After picking up an air of 'disappointing, after The Master' from the few reviews I perused I wasn't going to read this until a bookseller friend handed on a proof. After reading it I wasn't sure whether to bother posting a review as I wasn't sure I had anything new to say about it but I couldn't have a review of Twilight up there for any longer so I thought I should make the effort. Tóibín is an author I hadn't read previously and whose name I had only just mastered the pronunciation of frankly (it's roughly Toe-been if you're wondering) but he's been shortlisted twice for the Booker and may well find himself there a third time on 8th September. I have to say that it took a few attempts to get started, perhaps I was finding it hard to concentrate, but I found the opening pages to be a litany a character names with very little character behind them leading me to flick back a few pages again and again. Once I finally hit my stride however I soon felt myself relaxing into the assured and unshowy storytelling which may well account for Tóibín's popularity.

In south-east Ireland, in the Enniscorthy of the 1950's we meet Eilis Lacey. Living with her mother and sister Rose she leads a drab existence, lacking the beauty and flair of her golf-playing sister. An unrewarding job with an unpopular employer provides at least the prospect of going out to the local dance without having to scrounge off her sister or friends until the intervention of various agents and the guiding figure of Father Flood provide her with a genuine opportunity.

Eilis felt like a child when the doctor would come to the house, her mother listening with cowed respect. It was Rose's silence that was new to her, wanting her sister to ask a question or make a comment, but Rose appeared to be in a sort of dream. As Eilis watched he, it struck her that she had never seen Rose look so beautiful. And then it occurred to her that she was already feeling that she would need to remember this room, her sister, this scene, as though from a distance. In the silence that had lingered, she realized, it had somehow been tacitly arranged that Eilis would go to America.

The trip across the Atlantic provides the novel with one of its few moments of high energy: a well realised set-piece that manages to incorporate comedy into its stomach-churning description of the journey. The rest of the book contains little of that virtuosity, settling for a more reserved and unobtrusive style, no doubt in part dictated by the character of its heroine.
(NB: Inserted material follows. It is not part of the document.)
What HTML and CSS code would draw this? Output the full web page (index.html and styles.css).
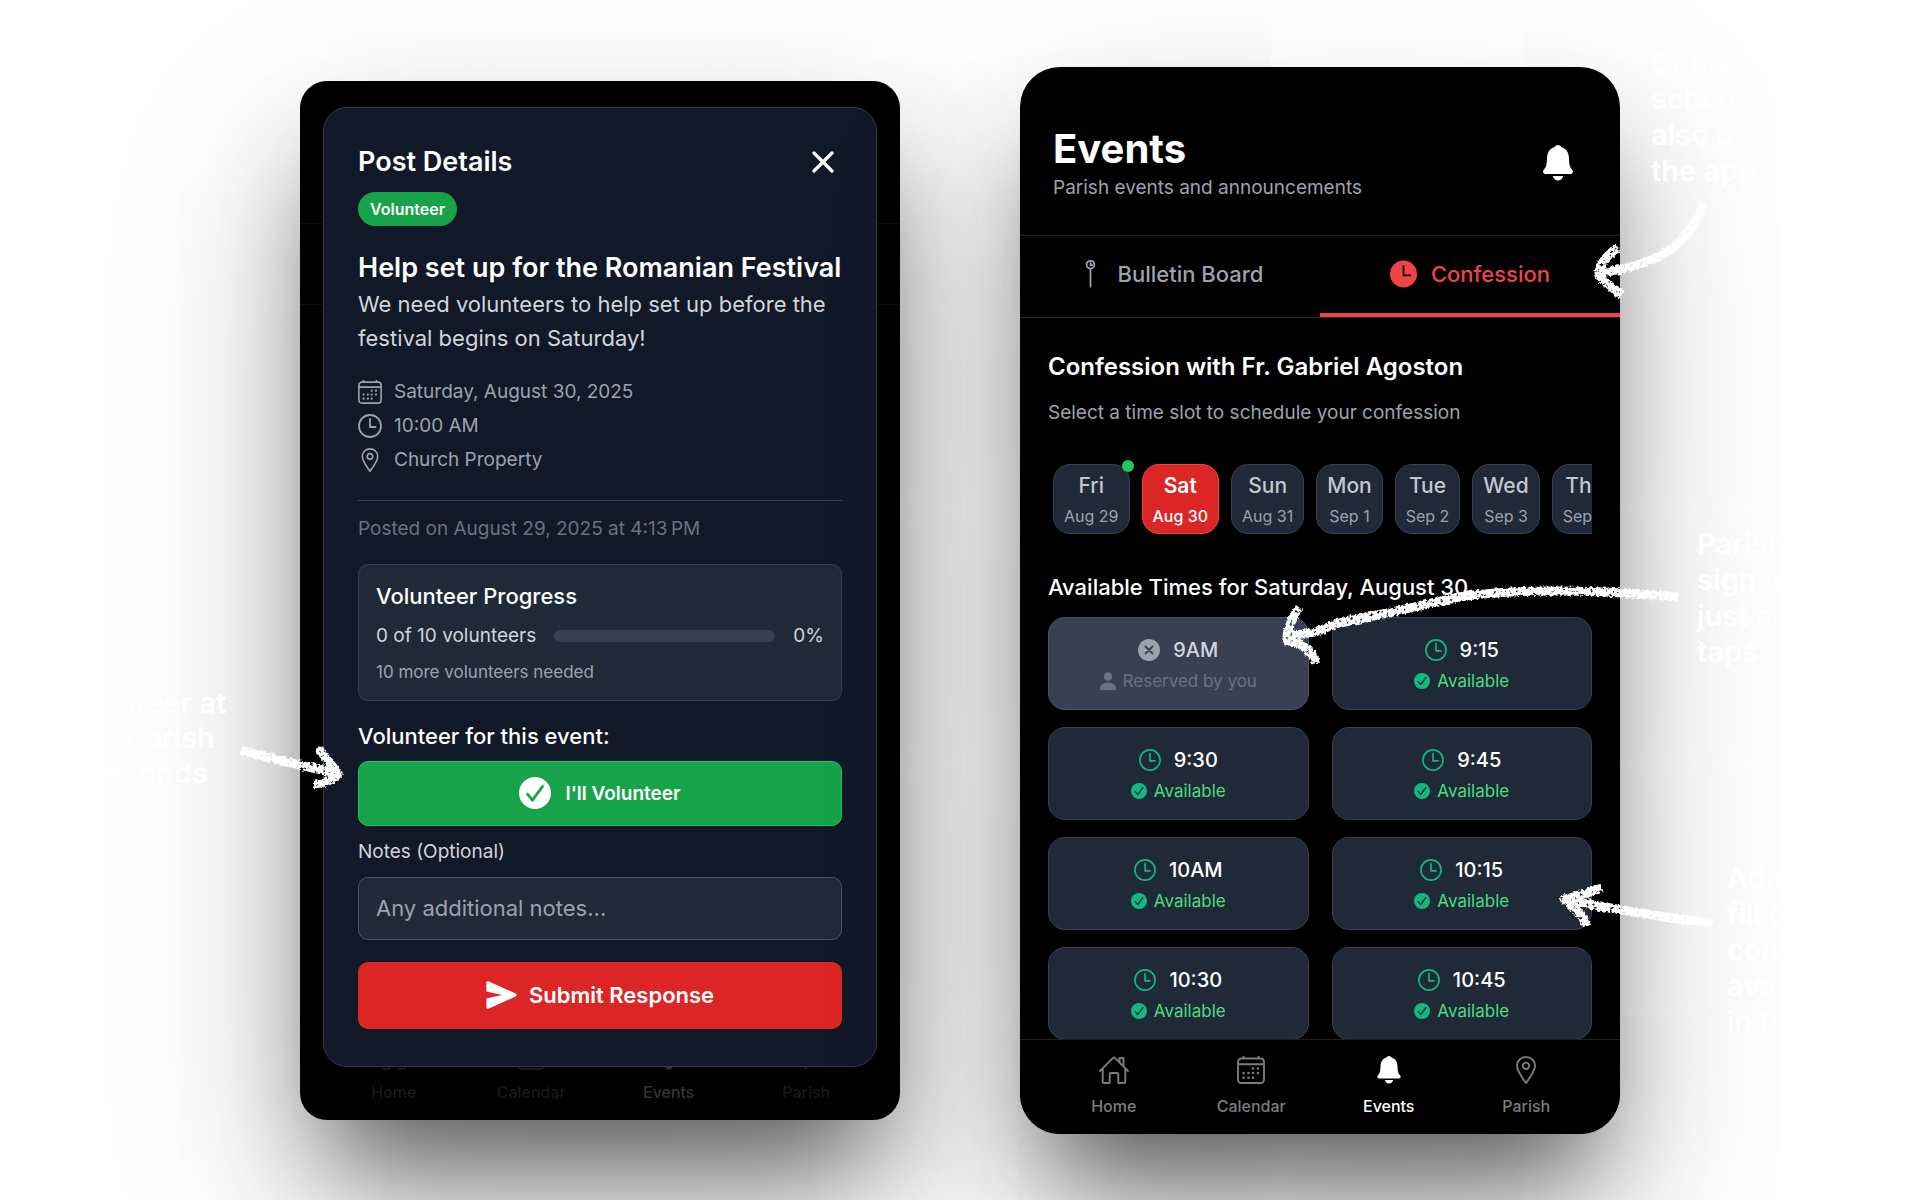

As has been pointed out by other reviewers, and as indicated in the extract above, Eilis is an incredibly passive central character. Her move to Brooklyn, her employment and her lodgings are all organised by Father Flood. Beyond the basics it seems that almost every aspect of her life is dominated or decided by somebody else: her experience on ship, her job and future prospects, even the very room she occupies in the house of Mrs Kehoe. As the plot swings into motion and Eilis finds herself on several occasions with a choice to make, she achieves almost Hamlet-like levels of indecision (but without the complex psychological philosophising).

Now, a passive central character has certain advantages such as allowing the smooth development of plot and, in a story which involves the meeting and juxtaposition of cultures, the wide-eyed openness that helps the reader see the new world through those same eyes. With this level of passivity however there is the frustration of wondering if they will ever actually make a choice, a frustration which never passed for this reader. That is my only major gripe really, apart from the general lack of impact. Tóibín shows great skill by cramming an awful lot into just 250 odd pages without it ever feeling like he's rushing or skipping through things and, despite the low key-style, the dramatic nature of some of the plot cannot help but involve the emotions. Where he really excels is in describing the conflicting emotions of someone away from home, away from what feels safe, nostalgic and yet in Eilis's case beginning to awaken to her own possibilities, to who she could be.


Later, during the week, as she was making her way home from Bartocci's to Brooklyn College, she forgot what she was looking forward to; sometimes she actually believed that she was looking forward to thinking about home, letting images of home roam freely in her mind, before it came to her with a jolt that,no, the feeling she had was only about Friday night and being collected from a house by a man she had met and going to dance with him in the hall, knowing that he would be walking her back to Mrs Kehoe's afterwards. She had been keeping the thought of home out of her mind, letting it come to her only when she wrote or received letters or when she woke from a dream in which her mother or father or Rose or the rooms of the house on Friary Street or the streets of the town had appeared. She thought it was strange that the mere sensation of savouring the prospect of something could make her think that it must be the prospect of home.



2 comments:

Anonymous,  20 August 2009 at 17:34  

I've been seeing this book all over the place! And since I haven't read him either, I think this will be the place I start.

William Rycroft 21 August 2009 at 19:33  

As it's the only book of his I've read I don't know whether it's a good place to start or not but it seems as good as any! As an American I'm sure there'll be plenty to enjoy about the view of the new world. Thanks for the comment saveophelia, drop by with your thoughts if you read it.